Wine snobs freaked out and wrote op-eds trashing Robin, but anti-snobs stood up for him and wrote their own, inspiring a highly questionable next step: Robin’s undercover exposé of Wine Spectator magazine’s restaurant awards program. He made up a fake restaurant in Milan selling Wine Spectator’s worst wines, submitted the application with the requisite $250 fee, and a few months later, revealed that his restaurant, Osteria L’Intrepido, had won an Award of Excellence.
These experiments and controversies got Robin more interested in the topics of wine prices, wine awards, and wine snobs, which ultimately drew him into a new career in economics. After 10 years running Fearless Critic, he left the company and moved to Oakland, California, where he joined the UC Berkeley economics department as a Visiting Scholar under labor economist David Card.

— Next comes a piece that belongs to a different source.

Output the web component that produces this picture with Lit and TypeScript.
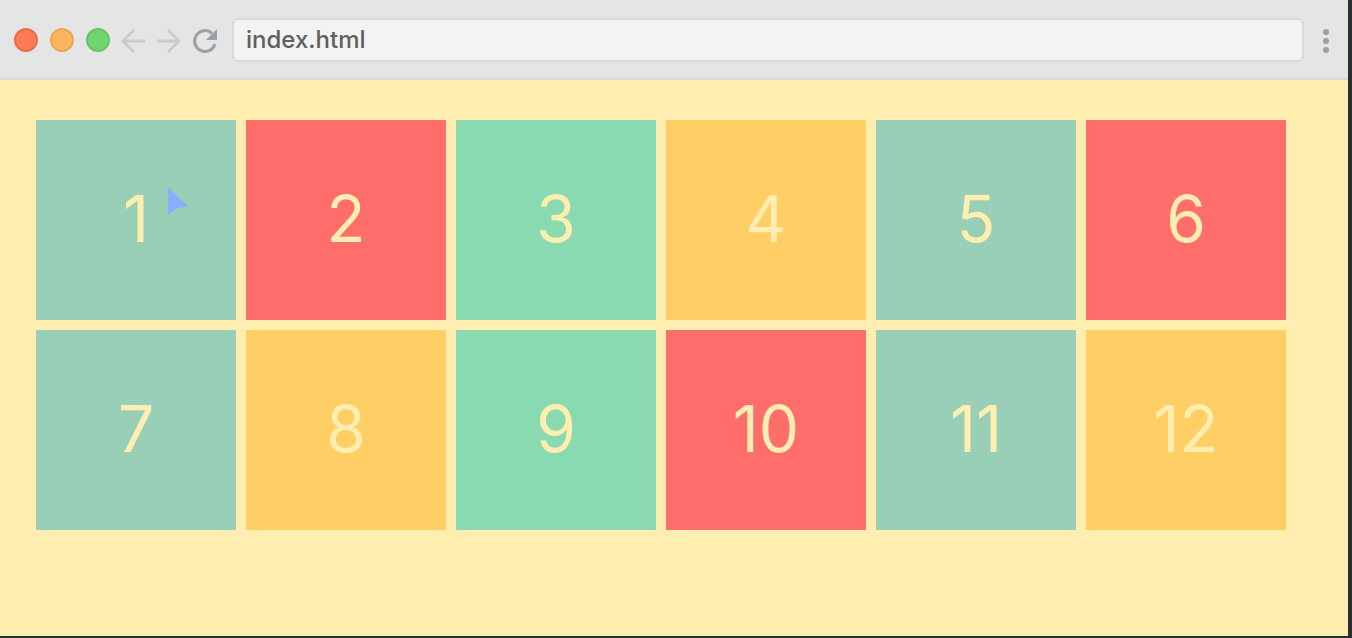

He went back to graduate school and received his Ph.D. in economics from the University of Bordeaux, France, under the supervision of Jean-Marie Cardebat and Julian Alston.
In the years since, in the UC Davis Department of Agricultural and Resource Economics and the California Agricultural Issues Laboratory, he has collaborated on a variety of research and books with economist Daniel Sumner, studying a variety of agricultural markets including cannabis, carrots, and plant-based meat.
His academic work has been published in government reports and peer-reviewed journals such as Chance, Frontiers in Decision Neuroscience, PLOS One, and the Journal of Wine Economics. He has also blogged for Freakonomics, and published op-eds in media outlets including USA Today and the LA Times.
A list including links to freely accessible versions of his papers and articles, including the ones mentioned above, can be found at his UC Davis faculty page.
In April 2022, Robin began writing a regular food column, “Best Bites,” for his hometown newspaper, the Daily Hampshire Gazette. In roughly 40 Gazette columns since then, he has reviewed many of the restaurants and previously published some of the text that now appears, in various revised and mashed-up forms, on Robin’s World.